Alerta ainda o MP neste despacho que o sistema SAPA do ex-SEF – atualmente gerido pela nova (AIMA) - “não faz qualquer consulta de segurança à informação que é carregada pelos particulares, nomeadamente no que concerne ao registo criminal ou medidas inseridas no Sistema de Informação Schengen (SIS II), designadamente as emitidas por outros países Schengen, designadamente para efeitos de não admissão em espaço Schengen”.

Os arguidos “aproveitavam o facto de se tratar de um sistema informático para conseguirem inserir documentos que não eram verdadeiros, ou seja, em que não eram avaliados os ficheiros carregados, podendo tratar-se de folhas em branco, que o sistema vai aceitar e prosseguir para a submissão da manifestação de interesse”.
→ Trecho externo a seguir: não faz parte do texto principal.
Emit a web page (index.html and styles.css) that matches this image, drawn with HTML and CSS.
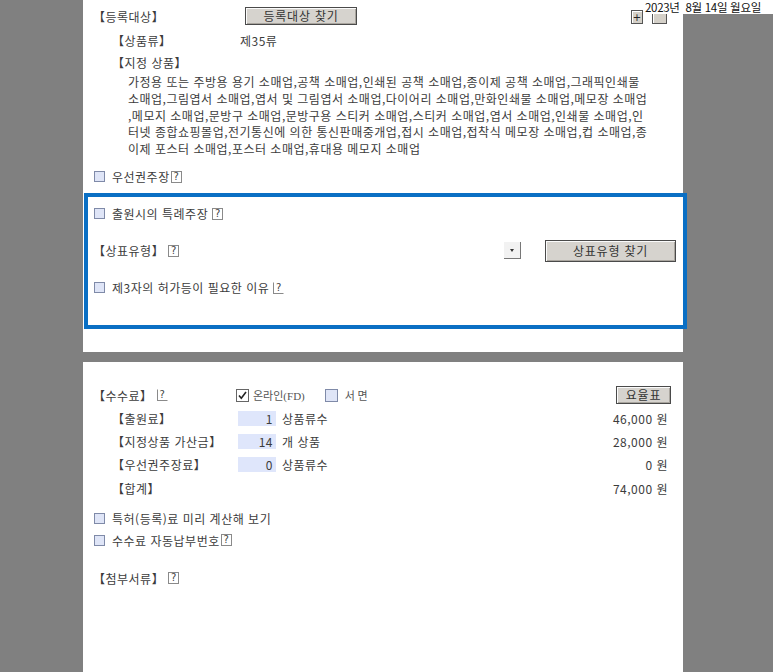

Os migrantes deste grupo criminoso foram angariados “através de fóruns e plataformas de redes sociais e por intermédio de contactos pessoais em estabelecimentos e locais públicos reconhecidamente frequentados pela Comunidade Indostânica, situados, exemplificativamente, em Lisboa, na Gare do Oriente, no Intendente, no Martim Moniz e na Mouraria, e bem assim nos países de origem onde oferecem a prestação de vasta panóplia de serviços, entre os quais, os de ‘transfer’/transporte e de procuradoria/solicitadoria Ilícitos, que lhes permitem num primeiro momento, entrar de forma clandestina, no Espaço Schengen, por intermédio, designadamente das rotas do Mediterrânio Oriental e/ou dos Balcãs Ocidentais, e no segundo momento verem iniciado um processo administrativo com recurso a documentos falsos com vista à sua regularização documental em Portugal”.